In fact, all of Google’s launches were backed by a strong focus on incorporating AI and machine learning into hardware capabilities. Google CEO Sundar Pichai has previously mentioned that he sees the future of Google in AI, and the company is investing heavily in improving its algorithms and incorporating them across its various offerings. This further reflected in other hardware launches in 2017.
For example, Google also forayed into an AI-based camera, the Google Clips. Available in teal-and-white two-tone colour, Clips comes with a 12-megapixel sensor, 8GB internal memory, and 3 hours of battery life. During the launch, Google positioned this camera for young parents who could now use AI to click life’s memorable moments instead of holding a camera in-hand the whole time, an interesting premise in our times.
Completing its portfolio of smart devices, the event also saw the launch of smart home devices, the Google Home Max and Google Home Mini.
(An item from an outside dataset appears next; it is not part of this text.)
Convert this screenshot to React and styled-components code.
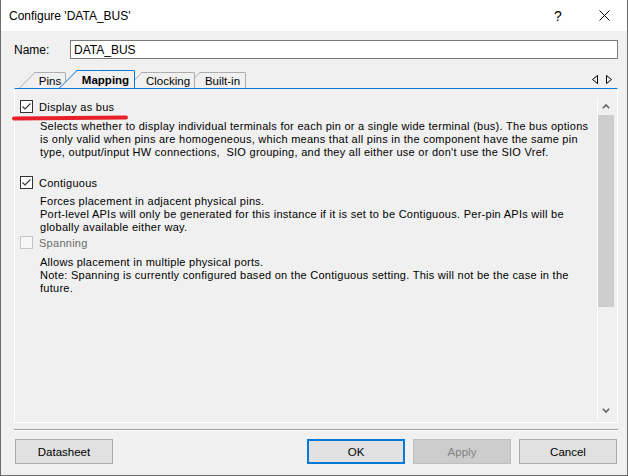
import React from "react";
import styled, { createGlobalStyle } from "styled-components";

const Global = createGlobalStyle`
  html, body { margin: 0; padding: 0; background: #3c3c3c; }
  #root { width: 628px; height: 476px; }
`;

const ui = `"Liberation Sans", Arial, sans-serif`;

const Window = styled.div`
  width: 628px;
  height: 476px;
  box-sizing: border-box;
  border: 1px solid #6b6b6b;
  border-top: none;
  background: #f0f0f0;
  display: flex;
  flex-direction: column;
  font-family: ${ui};
  color: #000;
`;

const TitleBar = styled.div`
  height: 31px;
  flex: none;
  background: #fff;
  display: flex;
  align-items: center;
  padding-left: 8px;
  font-size: 12px;
`;

const Title = styled.div`
  flex: 1;
  margin-top: 1px;
`;

const TitleButton = styled.div`
  width: 46px;
  height: 31px;
  display: flex;
  align-items: center;
  justify-content: center;
  font-size: 14px;
`;

const Body = styled.div`
  flex: 1;
  display: flex;
  flex-direction: column;
  padding: 0 9px 0 13px;
`;

const NameRow = styled.div`
  margin-top: 9px;
  height: 19px;
  display: flex;
  align-items: center;
  font-size: 12px;
`;

const Label = styled.div`
  width: 56px;
`;

const Input = styled.div`
  flex: 1;
  height: 19px;
  box-sizing: border-box;
  border: 1px solid #7a7a7a;
  background: #fff;
  display: flex;
  align-items: center;
  padding-left: 3px;
  font-size: 12px;
`;

const TabStrip = styled.div`
  margin-top: 11px;
  height: 18px;
  display: flex;
  align-items: flex-end;
  padding-left: 21px;
`;

const Tab = styled.div`
  position: relative;
  z-index: ${(p) => (p.$active ? 10 : p.$z)};
  width: ${(p) => p.$w}px;
  height: ${(p) => (p.$active ? 18 : 16)}px;
  margin-left: ${(p) => p.$ml}px;
  box-sizing: border-box;
  display: flex;
  align-items: center;
  justify-content: center;
  background: #f0f0f0;
  border-top: 1px solid ${(p) => (p.$active ? "#0078d7" : "#acacac")};
  border-right: 1px solid ${(p) => (p.$active ? "#0078d7" : "#acacac")};
  border-top-right-radius: 2px;
  font-size: 11.5px;
  font-weight: ${(p) => (p.$active ? 700 : 400)};
  padding-top: 1px;

  &::before {
    content: "";
    position: absolute;
    top: -1px;
    bottom: 0;
    left: -${(p) => (p.$active ? 18 : 16)}px;
    width: ${(p) => (p.$active ? 20 : 18)}px;
    background: #f0f0f0;
    border-left: 1px solid ${(p) => (p.$active ? "#0078d7" : "#acacac")};
    border-top: 1px solid ${(p) => (p.$active ? "#0078d7" : "#acacac")};
    transform-origin: bottom left;
    transform: skewX(-45deg);
    z-index: -1;
  }
`;

const TabArrows = styled.div`
  margin-left: auto;
  margin-right: 6px;
  align-self: center;
  display: flex;
  gap: 8px;
`;

const Panel = styled.div`
  position: relative;
  height: 335px;
  box-sizing: border-box;
  border-top: 1px solid #0078d7;
  border-left: 1px solid #fff;
  border-right: 1px solid #fff;
  border-bottom: 1px solid #fff;
  display: flex;
`;

const Content = styled.div`
  flex: 1;
  display: flex;
  flex-direction: column;
  padding: 11px 0 0 5px;
  font-size: 11px;
  letter-spacing: 0.27px;
`;

const CheckRow = styled.div`
  height: 13px;
  display: flex;
  align-items: center;
  margin-top: ${(p) => p.$mt || 0}px;
  color: ${(p) => (p.$disabled ? "#6d6d6d" : "#000")};
`;

const Box = styled.div`
  width: 13px;
  height: 13px;
  box-sizing: border-box;
  border: 1px solid ${(p) => (p.$disabled ? "#c6c6c6" : "#333")};
  background: ${(p) => (p.$disabled ? "#f7f7f7" : "#fff")};
  margin-right: 6px;
  display: flex;
  align-items: center;
  justify-content: center;
`;

const Desc = styled.div`
  margin-top: ${(p) => p.$mt}px;
  padding-left: 20px;
  line-height: 13px;
  white-space: pre;
`;

const Underline = styled.div`
  position: absolute;
  left: -3px;
  top: 27px;
  width: 116px;
  height: 4px;
  border-radius: 2px;
  background: #e8202a;
  transform: rotate(-0.6deg);
`;

const ScrollBar = styled.div`
  width: 16px;
  margin: 9px 3px 3px 0;
  border-left: 1px solid #fff;
  display: flex;
  flex-direction: column;
`;

const ScrollArrow = styled.div`
  height: 17px;
  display: flex;
  align-items: center;
  justify-content: center;
`;

const Thumb = styled.div`
  height: 192px;
  background: #cdcdcd;
`;

const Track = styled.div`
  flex: 1;
`;

const Separator = styled.div`
  margin-top: 6px;
  height: 0;
  border-top: 1px solid #a0a0a0;
  border-bottom: 1px solid #fff;
`;

const ButtonRow = styled.div`
  margin-top: 8px;
  display: flex;
  padding-left: 1px;
`;

const Button = styled.div`
  width: ${(p) => p.$w || 98}px;
  height: 25px;
  box-sizing: border-box;
  margin-left: ${(p) => p.$ml || 0}px;
  border: ${(p) => (p.$default ? "2px solid #0078d7" : `1px solid ${p.$disabled ? "#bfbfbf" : "#adadad"}`)};
  background: ${(p) => (p.$disabled ? "#cccccc" : "#e1e1e1")};
  color: ${(p) => (p.$disabled ? "#838383" : "#000")};
  display: flex;
  align-items: center;
  justify-content: center;
  font-size: 11.5px;
`;

const Check = () => (
  <svg width="11" height="11" viewBox="0 0 11 11">
    <polyline points="1.5,5.5 4,8 9.5,2.5" fill="none" stroke="#3a3a3a" strokeWidth="1.2" />
  </svg>
);

const Chevron = ({ down }) => (
  <svg width="8" height="5" viewBox="0 0 8 5">
    <polyline
      points={down ? "0.8,0.8 4,4 7.2,0.8" : "0.8,4.2 4,1 7.2,4.2"}
      fill="none"
      stroke="#606060"
      strokeWidth="1.6"
    />
  </svg>
);

const Triangle = ({ left }) => (
  <svg width="6" height="9" viewBox="0 0 6 9">
    <polygon
      points={left ? "5.5,0.5 0.5,4.5 5.5,8.5" : "0.5,0.5 5.5,4.5 0.5,8.5"}
      fill="none"
      stroke="#000"
      strokeWidth="1"
    />
  </svg>
);

const tabs = [
  { label: "Pins", w: 31, ml: 0 },
  { label: "Mapping", w: 58, ml: 11, active: true },
  { label: "Clocking", w: 53, ml: 7 },
  { label: "Built-in", w: 46, ml: 5 },
];

export default function App() {
  return (
    <>
      <Global />
      <Window>
        <TitleBar>
          <Title>Configure 'DATA_BUS'</Title>
          <TitleButton>?</TitleButton>
          <TitleButton>
            <svg width="11" height="11" viewBox="0 0 11 11">
              <path d="M0.5 0.5 L10.5 10.5 M10.5 0.5 L0.5 10.5" stroke="#000" strokeWidth="1" />
            </svg>
          </TitleButton>
        </TitleBar>
        <Body>
          <NameRow>
            <Label>Name:</Label>
            <Input>DATA_BUS</Input>
          </NameRow>
          <TabStrip>
            {tabs.map((t, i) => (
              <Tab key={t.label} $w={t.w} $ml={t.ml} $active={t.active} $z={tabs.length - i}>
                {t.label}
              </Tab>
            ))}
            <TabArrows>
              <Triangle left />
              <Triangle />
            </TabArrows>
          </TabStrip>
          <Panel>
            <Underline />
            <Content>
              <CheckRow>
                <Box><Check /></Box>
                Display as bus
              </CheckRow>
              <Desc $mt={7}>
                {"Selects whether to display individual terminals for each pin or a single wide terminal (bus). The bus options\nis only valid when pins are homogeneous, which means that all pins in the component have the same pin\ntype, output/input HW connections,  SIO grouping, and they all either use or don't use the SIO Vref."}
              </Desc>
              <CheckRow $mt={17}>
                <Box><Check /></Box>
                Contiguous
              </CheckRow>
              <Desc $mt={6}>
                {"Forces placement in adjacent physical pins.\nPort-level APIs will only be generated for this instance if it is set to be Contiguous. Per-pin APIs will be\nglobally available either way."}
              </Desc>
              <CheckRow $mt={2} $disabled>
                <Box $disabled />
                Spanning
              </CheckRow>
              <Desc $mt={7}>
                {"Allows placement in multiple physical ports.\nNote: Spanning is currently configured based on the Contiguous setting. This will not be the case in the\nfuture."}
              </Desc>
            </Content>
            <ScrollBar>
              <ScrollArrow><Chevron /></ScrollArrow>
              <Thumb />
              <Track />
              <ScrollArrow><Chevron down /></ScrollArrow>
            </ScrollBar>
          </Panel>
          <Separator />
          <ButtonRow>
            <Button>Datasheet</Button>
            <Button $ml={194} $default>OK</Button>
            <Button $ml={8} $disabled>Apply</Button>
            <Button $ml={8}>Cancel</Button>
          </ButtonRow>
        </Body>
      </Window>
    </>
  );
}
At the moment, the devices simply help consumers listen to podcasts and music, but soon they will come equipped with the ability to perform routine activities like switching and dimming home lights, setting alarms, managing calendars, and pairing with home security systems. Adding on even more features, the Google Home Max comes with a stereo speaker with 4.5-inch woofers.
Other device-related announcements focused on the Pixelbook and the DayDream View VR headset.
On the OS front, Android crossed 2 billion monthly active users in mid-2017, making it the largest mobile operating system in the world. Besides this, Google Chrome, Gmail, Google Maps, Google Play, and YouTube too crossed the 1-billion milestone!
2017 was also the year when Google made a comeback to the budget OS conversation with its Android Go. After Android One couldn’t make a dent in the company’s objective to “get to the next billion”, it will be interesting to see how Android Go rolls out. At the I/O Conference earlier this year, Google said that it was building the Android Go for phones with less memory. Apps too will be optimized for low bandwidth and memory, and the Play Store will be customized for Android Go.
With broadband penetration rising at unprecedented levels and agencies and organizations of all sizes coming together for the cause of digital inclusion, it will be interesting to see the role Google plays in reaching the next billion. In fact, I wouldn’t be surprised if the company leads this charge, as it has done in the past.
On the developer front, Google launched a new programme at the I/O Conference, ‘Building for Billions’. The programme helps developers around the world create optimized, customized apps for Android Go. Google also announced its augmented reality feature for Android earlier this year. ARCore, a software development kit (SDK), allows developers to bring augmented reality features to existing Android phones without any hardware updates. The kit is currently available for Pixel and Samsung Galaxy S8, but Google is aiming for 100 million devices by the end of the preview by partnering with device manufacturers like Samsung, Huawei, LG, ASUS, and others.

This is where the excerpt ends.